Some are proud, some are cowards, some have drinking problems, some are jealous, some are betrayers, some are sexually immoral, some are manipulative, vindictive, cruel, naïve, mean, bickering, arrogant, thieves, murderers, liars or worse. And this is where the incompleteness of their admission of weakness comes in for in most superhero fiction is the idea that we can change our own hearts. Yet this is not true. Even the super-est superhero cannot isn’t perfect no matter what mind boggingling power they had at their disposal. And the same is true of ordinary man, no one is perfect, all are flawed and we are all powerless to fight the evil in our hearts.
Except for one man.
“You see, at just the right time, when we were still powerless, Christ died for the ungodly.”
Romans 5 v 6
“Therefore, if anyone is in Christ, the new creation has come: The old has gone, the new is here!”
2 Corinthians 5 v 17
The message of the gospel is this: Jesus Christ came to do that which man was powerless to do. Jesus Christ came to take away our heart which did evil, which hated God, which rebelled against our Creator and pursued sin rather than good and replace it with a new heart which loves God. Powerless to save ourselves from our own evil hearts God became man, in Jesus, to take our punishment on himself and to save all those who believe in him.

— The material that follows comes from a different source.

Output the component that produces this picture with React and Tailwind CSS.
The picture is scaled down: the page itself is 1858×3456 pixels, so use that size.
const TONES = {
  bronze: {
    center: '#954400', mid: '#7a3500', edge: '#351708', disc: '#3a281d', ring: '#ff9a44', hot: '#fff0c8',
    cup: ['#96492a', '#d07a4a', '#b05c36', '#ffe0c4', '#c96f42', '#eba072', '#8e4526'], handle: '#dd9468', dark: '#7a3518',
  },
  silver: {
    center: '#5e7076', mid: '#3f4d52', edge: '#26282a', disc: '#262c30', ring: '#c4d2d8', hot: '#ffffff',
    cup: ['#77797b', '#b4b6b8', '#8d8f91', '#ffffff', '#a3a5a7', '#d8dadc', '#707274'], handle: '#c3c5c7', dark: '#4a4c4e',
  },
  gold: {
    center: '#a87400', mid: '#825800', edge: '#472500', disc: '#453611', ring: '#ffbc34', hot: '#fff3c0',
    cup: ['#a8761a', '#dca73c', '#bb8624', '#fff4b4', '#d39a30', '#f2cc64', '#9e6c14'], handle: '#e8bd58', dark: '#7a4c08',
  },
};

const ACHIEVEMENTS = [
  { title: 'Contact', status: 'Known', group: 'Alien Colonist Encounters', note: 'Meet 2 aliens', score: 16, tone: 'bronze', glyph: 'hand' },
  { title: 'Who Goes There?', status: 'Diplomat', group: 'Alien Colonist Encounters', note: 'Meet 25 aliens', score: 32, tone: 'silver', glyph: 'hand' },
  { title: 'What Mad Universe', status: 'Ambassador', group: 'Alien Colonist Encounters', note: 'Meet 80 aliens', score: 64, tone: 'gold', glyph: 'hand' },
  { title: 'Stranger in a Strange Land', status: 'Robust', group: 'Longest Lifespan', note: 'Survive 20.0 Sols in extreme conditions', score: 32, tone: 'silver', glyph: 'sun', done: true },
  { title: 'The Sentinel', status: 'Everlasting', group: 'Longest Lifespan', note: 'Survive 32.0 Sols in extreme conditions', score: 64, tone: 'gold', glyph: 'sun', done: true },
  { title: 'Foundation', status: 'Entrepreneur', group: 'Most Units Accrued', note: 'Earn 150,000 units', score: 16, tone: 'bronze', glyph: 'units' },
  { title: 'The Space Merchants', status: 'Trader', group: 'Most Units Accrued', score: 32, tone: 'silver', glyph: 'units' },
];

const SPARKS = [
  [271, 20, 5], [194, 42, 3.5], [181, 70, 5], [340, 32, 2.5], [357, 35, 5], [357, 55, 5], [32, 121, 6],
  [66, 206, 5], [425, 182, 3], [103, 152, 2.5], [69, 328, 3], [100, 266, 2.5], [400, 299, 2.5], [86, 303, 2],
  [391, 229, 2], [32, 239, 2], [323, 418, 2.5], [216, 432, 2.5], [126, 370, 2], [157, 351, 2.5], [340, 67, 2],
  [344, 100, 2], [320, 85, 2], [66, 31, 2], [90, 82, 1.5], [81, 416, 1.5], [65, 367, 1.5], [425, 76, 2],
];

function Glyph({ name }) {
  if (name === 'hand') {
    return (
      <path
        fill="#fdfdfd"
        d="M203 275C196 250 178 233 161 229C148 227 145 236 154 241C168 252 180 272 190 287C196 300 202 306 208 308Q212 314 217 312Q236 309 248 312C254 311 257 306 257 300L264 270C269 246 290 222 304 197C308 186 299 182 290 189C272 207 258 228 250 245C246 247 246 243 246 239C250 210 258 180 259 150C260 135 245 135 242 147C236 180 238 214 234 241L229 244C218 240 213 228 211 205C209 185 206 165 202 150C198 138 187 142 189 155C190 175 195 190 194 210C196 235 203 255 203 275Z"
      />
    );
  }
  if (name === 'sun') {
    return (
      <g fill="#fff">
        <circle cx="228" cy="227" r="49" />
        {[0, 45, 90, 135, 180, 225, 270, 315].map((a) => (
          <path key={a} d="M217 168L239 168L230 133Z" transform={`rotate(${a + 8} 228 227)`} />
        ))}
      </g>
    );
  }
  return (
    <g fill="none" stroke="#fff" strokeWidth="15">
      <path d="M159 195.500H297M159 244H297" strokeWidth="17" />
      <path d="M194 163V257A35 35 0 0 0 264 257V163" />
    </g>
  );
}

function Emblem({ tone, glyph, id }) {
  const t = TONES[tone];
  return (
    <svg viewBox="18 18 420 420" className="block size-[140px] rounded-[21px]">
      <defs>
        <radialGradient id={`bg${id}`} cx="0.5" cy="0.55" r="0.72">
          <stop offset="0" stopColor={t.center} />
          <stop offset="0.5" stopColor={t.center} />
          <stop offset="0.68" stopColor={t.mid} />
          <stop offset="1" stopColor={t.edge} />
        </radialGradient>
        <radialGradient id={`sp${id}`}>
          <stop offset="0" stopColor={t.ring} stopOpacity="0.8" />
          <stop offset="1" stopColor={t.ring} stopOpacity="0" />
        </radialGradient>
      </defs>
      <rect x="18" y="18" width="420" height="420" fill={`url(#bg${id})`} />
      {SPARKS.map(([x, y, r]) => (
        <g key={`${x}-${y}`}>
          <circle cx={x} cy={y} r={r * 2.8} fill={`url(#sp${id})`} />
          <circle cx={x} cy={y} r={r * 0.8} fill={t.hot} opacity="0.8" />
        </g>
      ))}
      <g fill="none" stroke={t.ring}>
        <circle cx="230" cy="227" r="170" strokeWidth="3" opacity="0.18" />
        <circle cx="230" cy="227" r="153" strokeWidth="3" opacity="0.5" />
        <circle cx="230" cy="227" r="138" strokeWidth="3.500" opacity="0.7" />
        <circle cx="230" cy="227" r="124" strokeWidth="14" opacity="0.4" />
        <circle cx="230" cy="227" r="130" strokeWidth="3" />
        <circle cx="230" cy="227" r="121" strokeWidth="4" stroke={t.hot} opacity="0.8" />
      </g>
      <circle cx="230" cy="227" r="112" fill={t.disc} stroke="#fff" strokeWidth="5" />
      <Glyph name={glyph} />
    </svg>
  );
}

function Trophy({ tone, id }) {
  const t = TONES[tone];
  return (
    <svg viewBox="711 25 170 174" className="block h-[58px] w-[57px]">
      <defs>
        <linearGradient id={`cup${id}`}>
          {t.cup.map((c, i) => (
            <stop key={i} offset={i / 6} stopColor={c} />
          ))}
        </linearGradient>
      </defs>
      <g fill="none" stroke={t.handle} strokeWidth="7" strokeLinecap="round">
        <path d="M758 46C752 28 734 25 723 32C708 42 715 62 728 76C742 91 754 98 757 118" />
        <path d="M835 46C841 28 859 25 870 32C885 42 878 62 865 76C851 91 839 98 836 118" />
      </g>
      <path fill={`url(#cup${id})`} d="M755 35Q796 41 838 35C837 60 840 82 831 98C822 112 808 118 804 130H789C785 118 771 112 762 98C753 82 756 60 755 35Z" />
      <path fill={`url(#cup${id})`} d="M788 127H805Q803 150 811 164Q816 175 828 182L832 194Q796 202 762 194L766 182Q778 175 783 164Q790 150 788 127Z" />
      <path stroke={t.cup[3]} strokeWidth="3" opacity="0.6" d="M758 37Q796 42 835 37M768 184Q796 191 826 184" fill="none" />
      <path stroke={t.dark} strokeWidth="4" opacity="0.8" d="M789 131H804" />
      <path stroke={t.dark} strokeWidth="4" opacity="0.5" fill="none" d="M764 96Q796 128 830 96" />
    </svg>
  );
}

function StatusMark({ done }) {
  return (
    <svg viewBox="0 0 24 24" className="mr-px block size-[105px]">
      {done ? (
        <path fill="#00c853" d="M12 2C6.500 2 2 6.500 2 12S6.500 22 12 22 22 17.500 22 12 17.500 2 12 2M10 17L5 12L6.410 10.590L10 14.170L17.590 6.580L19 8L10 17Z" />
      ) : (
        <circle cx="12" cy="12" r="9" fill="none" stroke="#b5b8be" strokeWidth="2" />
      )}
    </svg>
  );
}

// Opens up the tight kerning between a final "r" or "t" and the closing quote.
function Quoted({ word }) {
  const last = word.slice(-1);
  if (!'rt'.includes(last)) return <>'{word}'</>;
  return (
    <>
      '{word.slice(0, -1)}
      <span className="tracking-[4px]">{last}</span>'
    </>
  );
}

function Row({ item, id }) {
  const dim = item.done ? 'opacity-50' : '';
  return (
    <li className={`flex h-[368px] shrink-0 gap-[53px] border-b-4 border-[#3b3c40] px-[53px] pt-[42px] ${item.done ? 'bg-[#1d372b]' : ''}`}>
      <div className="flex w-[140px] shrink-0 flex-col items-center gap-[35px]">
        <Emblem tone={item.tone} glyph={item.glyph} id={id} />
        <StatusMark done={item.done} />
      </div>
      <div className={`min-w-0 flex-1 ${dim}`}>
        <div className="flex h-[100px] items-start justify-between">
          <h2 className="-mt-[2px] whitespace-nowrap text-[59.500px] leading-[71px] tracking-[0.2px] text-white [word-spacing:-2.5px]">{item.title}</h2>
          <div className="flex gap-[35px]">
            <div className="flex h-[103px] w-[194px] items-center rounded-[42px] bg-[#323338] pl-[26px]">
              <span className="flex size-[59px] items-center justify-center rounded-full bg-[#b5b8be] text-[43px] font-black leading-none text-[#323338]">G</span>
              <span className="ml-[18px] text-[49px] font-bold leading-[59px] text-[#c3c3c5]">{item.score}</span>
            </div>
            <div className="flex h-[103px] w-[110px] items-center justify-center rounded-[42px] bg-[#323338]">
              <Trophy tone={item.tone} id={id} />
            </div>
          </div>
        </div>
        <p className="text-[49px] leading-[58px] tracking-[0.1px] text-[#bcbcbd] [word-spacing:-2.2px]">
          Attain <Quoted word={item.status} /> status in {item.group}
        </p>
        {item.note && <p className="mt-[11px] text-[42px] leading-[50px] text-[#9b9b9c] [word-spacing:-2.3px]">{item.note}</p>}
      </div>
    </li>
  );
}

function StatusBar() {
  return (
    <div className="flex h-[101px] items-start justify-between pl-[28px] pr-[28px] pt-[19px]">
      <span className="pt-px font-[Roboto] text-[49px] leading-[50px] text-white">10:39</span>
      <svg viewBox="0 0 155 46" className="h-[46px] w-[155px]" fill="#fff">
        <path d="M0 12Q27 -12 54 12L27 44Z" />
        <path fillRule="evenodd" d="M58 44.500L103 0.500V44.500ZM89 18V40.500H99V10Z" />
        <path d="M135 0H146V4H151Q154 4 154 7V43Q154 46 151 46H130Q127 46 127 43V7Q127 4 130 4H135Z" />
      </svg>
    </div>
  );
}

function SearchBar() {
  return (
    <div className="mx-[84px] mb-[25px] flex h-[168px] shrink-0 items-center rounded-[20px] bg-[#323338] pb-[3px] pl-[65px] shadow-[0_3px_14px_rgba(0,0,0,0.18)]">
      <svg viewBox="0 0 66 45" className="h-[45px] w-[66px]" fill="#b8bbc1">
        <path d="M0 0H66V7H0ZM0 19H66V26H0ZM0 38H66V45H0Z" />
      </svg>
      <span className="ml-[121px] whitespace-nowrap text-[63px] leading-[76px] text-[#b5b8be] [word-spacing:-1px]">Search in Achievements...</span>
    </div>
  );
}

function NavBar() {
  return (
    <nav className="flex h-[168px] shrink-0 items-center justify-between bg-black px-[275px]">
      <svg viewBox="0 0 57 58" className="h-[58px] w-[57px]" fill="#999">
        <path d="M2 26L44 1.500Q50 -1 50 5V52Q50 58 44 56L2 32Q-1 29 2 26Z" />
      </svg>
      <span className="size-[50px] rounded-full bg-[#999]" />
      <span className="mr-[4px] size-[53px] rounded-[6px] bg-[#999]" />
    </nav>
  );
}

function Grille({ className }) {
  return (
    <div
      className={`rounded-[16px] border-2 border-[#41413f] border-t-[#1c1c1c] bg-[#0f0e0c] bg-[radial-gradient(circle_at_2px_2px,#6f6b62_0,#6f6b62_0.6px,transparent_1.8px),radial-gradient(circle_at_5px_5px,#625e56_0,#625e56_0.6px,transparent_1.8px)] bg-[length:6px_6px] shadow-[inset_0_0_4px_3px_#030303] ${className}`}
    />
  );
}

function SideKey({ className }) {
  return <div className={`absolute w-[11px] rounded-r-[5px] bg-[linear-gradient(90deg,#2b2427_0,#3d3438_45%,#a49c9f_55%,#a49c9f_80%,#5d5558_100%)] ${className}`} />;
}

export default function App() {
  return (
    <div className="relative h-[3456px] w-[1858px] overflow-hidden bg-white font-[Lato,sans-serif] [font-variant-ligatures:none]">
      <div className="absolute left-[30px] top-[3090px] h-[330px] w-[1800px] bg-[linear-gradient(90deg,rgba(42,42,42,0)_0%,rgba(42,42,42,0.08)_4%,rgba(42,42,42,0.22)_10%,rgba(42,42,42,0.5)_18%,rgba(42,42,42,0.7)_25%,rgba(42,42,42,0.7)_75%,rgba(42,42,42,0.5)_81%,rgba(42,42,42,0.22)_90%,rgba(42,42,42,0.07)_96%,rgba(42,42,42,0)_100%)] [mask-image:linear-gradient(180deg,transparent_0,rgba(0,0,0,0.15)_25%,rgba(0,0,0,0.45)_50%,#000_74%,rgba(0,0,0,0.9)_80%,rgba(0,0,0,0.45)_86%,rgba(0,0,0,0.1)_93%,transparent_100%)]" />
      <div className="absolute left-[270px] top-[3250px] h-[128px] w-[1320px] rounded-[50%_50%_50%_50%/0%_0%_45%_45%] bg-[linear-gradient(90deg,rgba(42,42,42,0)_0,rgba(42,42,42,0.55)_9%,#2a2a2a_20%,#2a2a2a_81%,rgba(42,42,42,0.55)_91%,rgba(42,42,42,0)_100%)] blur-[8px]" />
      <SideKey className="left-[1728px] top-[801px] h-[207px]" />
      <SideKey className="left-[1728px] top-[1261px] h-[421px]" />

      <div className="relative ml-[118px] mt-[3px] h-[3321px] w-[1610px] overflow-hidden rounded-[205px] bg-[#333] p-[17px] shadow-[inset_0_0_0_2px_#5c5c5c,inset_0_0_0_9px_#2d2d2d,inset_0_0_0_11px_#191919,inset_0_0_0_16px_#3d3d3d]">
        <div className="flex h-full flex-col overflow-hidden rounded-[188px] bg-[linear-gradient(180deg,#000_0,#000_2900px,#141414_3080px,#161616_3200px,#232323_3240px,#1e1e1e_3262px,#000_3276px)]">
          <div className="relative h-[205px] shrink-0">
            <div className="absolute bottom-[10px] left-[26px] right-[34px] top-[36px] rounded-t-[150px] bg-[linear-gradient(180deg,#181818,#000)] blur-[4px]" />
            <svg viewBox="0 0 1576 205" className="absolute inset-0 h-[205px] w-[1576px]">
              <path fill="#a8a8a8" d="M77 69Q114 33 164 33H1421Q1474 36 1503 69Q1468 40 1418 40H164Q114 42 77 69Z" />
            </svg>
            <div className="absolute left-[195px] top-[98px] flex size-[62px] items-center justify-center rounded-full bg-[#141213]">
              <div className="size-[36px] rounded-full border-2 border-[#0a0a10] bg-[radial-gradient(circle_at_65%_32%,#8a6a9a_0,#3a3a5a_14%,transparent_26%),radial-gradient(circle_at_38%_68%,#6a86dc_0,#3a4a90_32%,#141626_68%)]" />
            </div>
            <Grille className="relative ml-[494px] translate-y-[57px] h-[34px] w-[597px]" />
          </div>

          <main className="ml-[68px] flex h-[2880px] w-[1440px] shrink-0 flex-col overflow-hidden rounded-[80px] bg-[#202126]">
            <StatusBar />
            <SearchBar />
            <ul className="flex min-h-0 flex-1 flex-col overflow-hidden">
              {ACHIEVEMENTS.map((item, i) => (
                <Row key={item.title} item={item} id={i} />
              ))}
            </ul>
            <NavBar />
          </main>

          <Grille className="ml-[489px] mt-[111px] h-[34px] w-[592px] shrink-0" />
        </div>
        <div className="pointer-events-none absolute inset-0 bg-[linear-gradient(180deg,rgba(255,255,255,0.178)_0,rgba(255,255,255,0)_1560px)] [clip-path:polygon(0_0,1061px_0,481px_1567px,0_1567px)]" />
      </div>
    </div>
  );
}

“When you were slaves to sin, you were free from the control of righteousness.”
Romans 6 v 20
“As for you, you were dead in your transgressions and sins,”
Ephesians 2 v 1
Ultimately we as humans are extremely powerless. Left to ourselves we are enslaved by our own evil hearts and we rebel against God and in doing so rebel again all that is good. And we try and delude ourselves that we aren’t powerless and we can change our own hearts but this denial is hard to maintain and it creeps out from our minds and expresses itself in our imaginations. Superheroes are an admission of weakness both in our lack of control of external forces and in our inability to change people’s hearts.
What superhero fiction fails to grasp is the even more basic fact that we are powerless against ourselves and against our own evil hearts. In Jesus Christ we find the answer, that while we were powerless, he died for us so that we might be saved. You can try all you like to change that heart of yours but unless you look to Jesus you cannot help but fail.
Behold now the love of God that he should look upon us in our rebelliousness, take pity on our powerlessness and send his Son to die in our place so that we might be given a new heart.
“As for you, you were dead in your transgressions and sins, in which you used to live when you followed the ways of this world and of the ruler of the kingdom of the air, the spirit who is now at work in those who are disobedient. All of us also lived among them at one time, gratifying the cravings of our flesh and following its desires and thoughts. Like the rest, we were by nature deserving of wrath. But because of his great love for us, God, who is rich in mercy, made us alive with Christ even when we were dead in transgressions—it is by grace you have been saved. And God raised us up with Christ and seated us with him in the heavenly realms in Christ Jesus, in order that in the coming ages he might show the incomparable riches of his grace, expressed in his kindness to us in Christ Jesus. For it is by grace you have been saved, through faith—and this is not from yourselves, it is the gift of God— not by works, so that no one can boast. For we are God’s handiwork, created in Christ Jesus to do good works, which God prepared in advance for us to do.”